_Set problem_
Lines containing the word "index" need to be counted. Please reply with how many there are, and nothing else.
--- Start of Listed entries ---
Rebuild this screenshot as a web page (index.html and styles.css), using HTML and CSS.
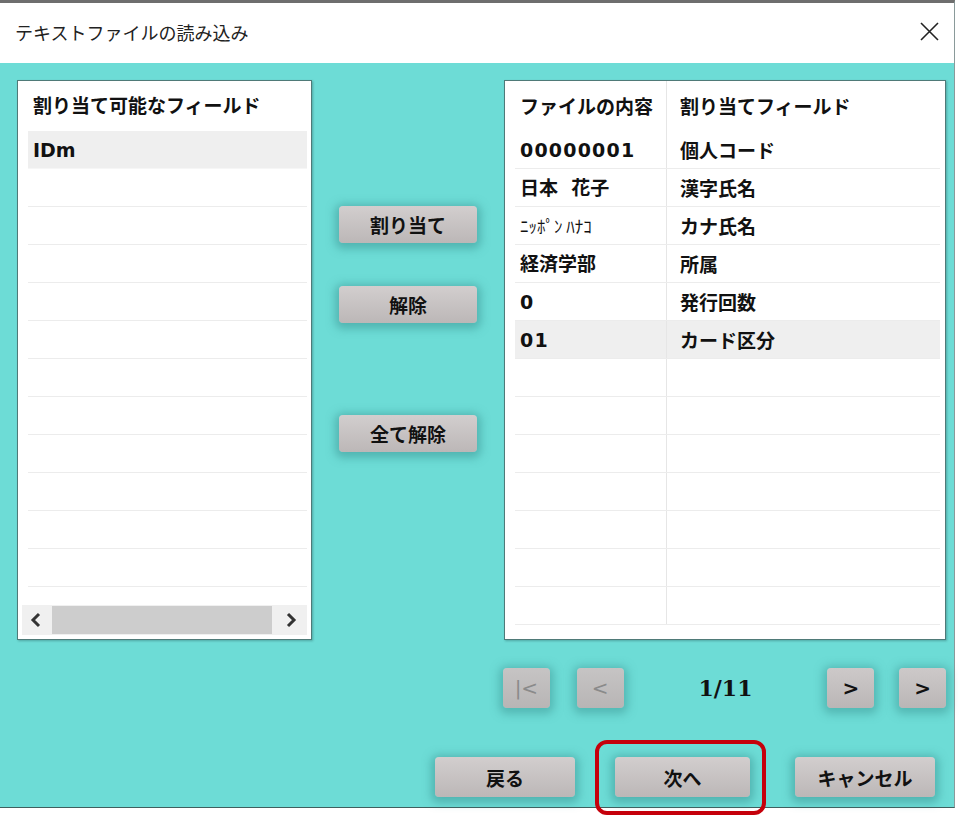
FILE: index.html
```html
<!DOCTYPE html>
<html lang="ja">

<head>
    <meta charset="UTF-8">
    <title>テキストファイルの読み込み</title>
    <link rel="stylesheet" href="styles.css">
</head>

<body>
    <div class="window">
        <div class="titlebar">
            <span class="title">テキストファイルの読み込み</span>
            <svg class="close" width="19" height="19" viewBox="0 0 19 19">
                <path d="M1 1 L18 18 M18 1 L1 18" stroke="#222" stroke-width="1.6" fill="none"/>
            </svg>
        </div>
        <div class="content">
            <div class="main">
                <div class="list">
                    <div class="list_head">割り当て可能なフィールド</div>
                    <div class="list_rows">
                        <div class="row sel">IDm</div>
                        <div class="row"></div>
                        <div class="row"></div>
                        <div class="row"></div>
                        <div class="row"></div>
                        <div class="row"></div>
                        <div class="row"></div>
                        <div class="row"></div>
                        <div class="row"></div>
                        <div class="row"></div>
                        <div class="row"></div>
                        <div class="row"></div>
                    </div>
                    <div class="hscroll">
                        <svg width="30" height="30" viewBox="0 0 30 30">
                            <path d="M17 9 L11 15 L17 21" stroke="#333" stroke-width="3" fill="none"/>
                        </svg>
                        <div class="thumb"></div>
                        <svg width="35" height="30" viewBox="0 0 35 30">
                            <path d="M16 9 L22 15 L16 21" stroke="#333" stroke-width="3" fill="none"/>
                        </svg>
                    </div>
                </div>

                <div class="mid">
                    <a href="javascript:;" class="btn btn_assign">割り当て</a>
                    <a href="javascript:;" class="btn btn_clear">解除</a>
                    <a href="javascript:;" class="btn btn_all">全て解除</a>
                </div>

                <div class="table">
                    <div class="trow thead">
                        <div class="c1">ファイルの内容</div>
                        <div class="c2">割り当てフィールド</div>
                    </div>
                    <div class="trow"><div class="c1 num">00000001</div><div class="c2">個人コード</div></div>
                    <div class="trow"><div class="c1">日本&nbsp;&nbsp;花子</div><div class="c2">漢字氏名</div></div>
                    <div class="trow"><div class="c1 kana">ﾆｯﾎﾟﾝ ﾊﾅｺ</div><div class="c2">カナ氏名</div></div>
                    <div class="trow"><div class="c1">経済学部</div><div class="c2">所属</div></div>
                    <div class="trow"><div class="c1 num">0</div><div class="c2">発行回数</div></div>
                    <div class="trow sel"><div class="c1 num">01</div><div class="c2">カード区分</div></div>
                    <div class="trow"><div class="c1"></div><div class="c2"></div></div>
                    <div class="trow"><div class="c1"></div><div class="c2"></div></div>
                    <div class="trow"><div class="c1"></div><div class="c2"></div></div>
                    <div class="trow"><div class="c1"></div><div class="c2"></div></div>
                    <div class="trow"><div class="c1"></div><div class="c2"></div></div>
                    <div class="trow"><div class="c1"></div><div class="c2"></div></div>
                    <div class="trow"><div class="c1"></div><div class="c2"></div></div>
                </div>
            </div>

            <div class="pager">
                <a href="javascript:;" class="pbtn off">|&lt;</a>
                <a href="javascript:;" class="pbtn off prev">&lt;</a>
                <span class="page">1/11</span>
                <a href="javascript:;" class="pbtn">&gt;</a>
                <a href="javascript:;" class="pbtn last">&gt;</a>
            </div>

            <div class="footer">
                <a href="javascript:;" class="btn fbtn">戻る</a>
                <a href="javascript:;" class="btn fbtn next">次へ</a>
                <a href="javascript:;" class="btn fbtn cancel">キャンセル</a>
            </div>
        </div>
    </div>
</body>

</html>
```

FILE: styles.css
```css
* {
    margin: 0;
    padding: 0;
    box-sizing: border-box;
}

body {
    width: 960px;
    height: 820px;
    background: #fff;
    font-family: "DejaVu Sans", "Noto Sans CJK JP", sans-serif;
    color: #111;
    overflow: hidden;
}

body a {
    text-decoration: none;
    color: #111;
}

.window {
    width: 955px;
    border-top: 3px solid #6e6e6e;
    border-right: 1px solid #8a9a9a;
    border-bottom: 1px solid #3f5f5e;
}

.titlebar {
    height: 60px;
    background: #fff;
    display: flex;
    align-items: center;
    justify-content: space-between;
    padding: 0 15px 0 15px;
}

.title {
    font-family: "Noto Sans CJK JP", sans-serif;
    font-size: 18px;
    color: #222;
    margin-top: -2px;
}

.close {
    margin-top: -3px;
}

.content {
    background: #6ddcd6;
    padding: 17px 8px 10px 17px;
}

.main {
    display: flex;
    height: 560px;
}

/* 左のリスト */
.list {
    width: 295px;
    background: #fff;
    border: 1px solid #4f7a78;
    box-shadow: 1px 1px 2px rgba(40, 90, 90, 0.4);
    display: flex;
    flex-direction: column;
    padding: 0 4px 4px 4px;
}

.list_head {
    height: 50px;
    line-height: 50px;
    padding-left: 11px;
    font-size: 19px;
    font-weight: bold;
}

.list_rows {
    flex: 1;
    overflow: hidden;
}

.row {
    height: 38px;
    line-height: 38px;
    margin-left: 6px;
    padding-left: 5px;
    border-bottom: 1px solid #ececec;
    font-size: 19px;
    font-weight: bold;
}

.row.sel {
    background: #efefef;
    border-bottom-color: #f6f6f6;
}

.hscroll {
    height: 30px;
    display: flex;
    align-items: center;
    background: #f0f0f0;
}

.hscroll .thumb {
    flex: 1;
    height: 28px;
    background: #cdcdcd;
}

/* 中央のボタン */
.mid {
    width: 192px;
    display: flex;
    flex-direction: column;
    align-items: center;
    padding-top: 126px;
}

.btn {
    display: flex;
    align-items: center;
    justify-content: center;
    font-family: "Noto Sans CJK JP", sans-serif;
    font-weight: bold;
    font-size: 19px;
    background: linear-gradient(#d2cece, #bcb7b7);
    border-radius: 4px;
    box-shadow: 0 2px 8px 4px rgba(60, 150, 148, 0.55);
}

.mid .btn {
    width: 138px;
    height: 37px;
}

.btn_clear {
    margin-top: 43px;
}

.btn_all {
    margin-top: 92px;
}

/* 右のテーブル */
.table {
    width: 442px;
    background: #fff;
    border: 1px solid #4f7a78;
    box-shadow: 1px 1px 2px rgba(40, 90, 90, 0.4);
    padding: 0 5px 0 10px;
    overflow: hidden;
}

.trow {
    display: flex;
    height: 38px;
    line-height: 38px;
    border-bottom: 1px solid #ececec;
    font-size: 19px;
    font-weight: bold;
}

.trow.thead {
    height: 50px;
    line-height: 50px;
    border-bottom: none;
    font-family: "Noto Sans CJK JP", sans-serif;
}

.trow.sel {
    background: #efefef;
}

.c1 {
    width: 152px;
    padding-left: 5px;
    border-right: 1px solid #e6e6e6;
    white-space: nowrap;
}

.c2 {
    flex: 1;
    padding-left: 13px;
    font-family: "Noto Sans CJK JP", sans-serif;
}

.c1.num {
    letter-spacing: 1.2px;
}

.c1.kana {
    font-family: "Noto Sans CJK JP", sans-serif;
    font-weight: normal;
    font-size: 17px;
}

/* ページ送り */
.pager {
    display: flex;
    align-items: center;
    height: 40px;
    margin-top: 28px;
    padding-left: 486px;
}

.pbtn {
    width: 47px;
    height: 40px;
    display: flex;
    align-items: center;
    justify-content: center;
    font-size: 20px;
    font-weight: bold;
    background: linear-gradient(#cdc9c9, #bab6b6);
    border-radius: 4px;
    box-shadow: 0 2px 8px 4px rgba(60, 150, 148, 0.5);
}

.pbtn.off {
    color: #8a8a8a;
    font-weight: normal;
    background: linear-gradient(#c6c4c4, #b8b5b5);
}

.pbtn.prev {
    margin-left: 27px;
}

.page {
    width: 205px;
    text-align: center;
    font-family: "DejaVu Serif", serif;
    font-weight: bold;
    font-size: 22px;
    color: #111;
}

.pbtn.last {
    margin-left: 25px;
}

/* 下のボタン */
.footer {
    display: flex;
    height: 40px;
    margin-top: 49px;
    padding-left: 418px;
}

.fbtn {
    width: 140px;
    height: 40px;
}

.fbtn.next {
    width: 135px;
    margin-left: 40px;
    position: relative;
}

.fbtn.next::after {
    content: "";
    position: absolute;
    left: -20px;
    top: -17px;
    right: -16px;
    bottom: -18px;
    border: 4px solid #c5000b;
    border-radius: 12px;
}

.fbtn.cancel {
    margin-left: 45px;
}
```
--- End of Listed entries ---
--- Start of Listed entries ---
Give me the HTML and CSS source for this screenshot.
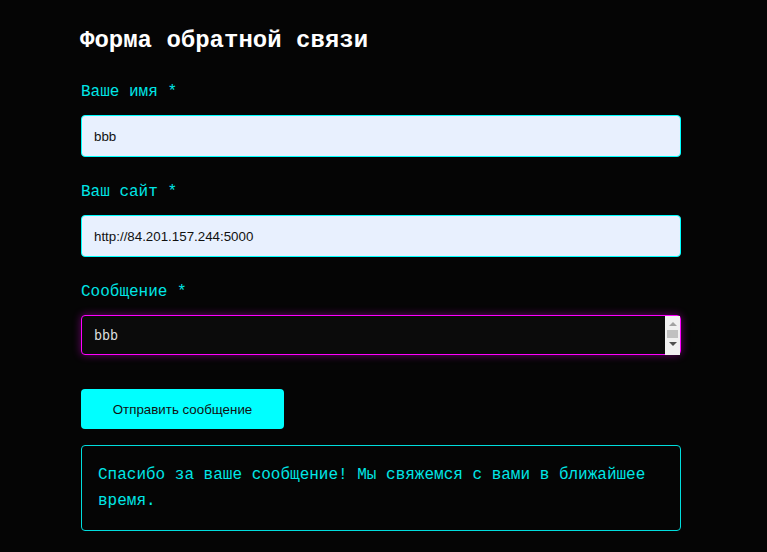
--- End of Listed entries ---
_Full answer_
2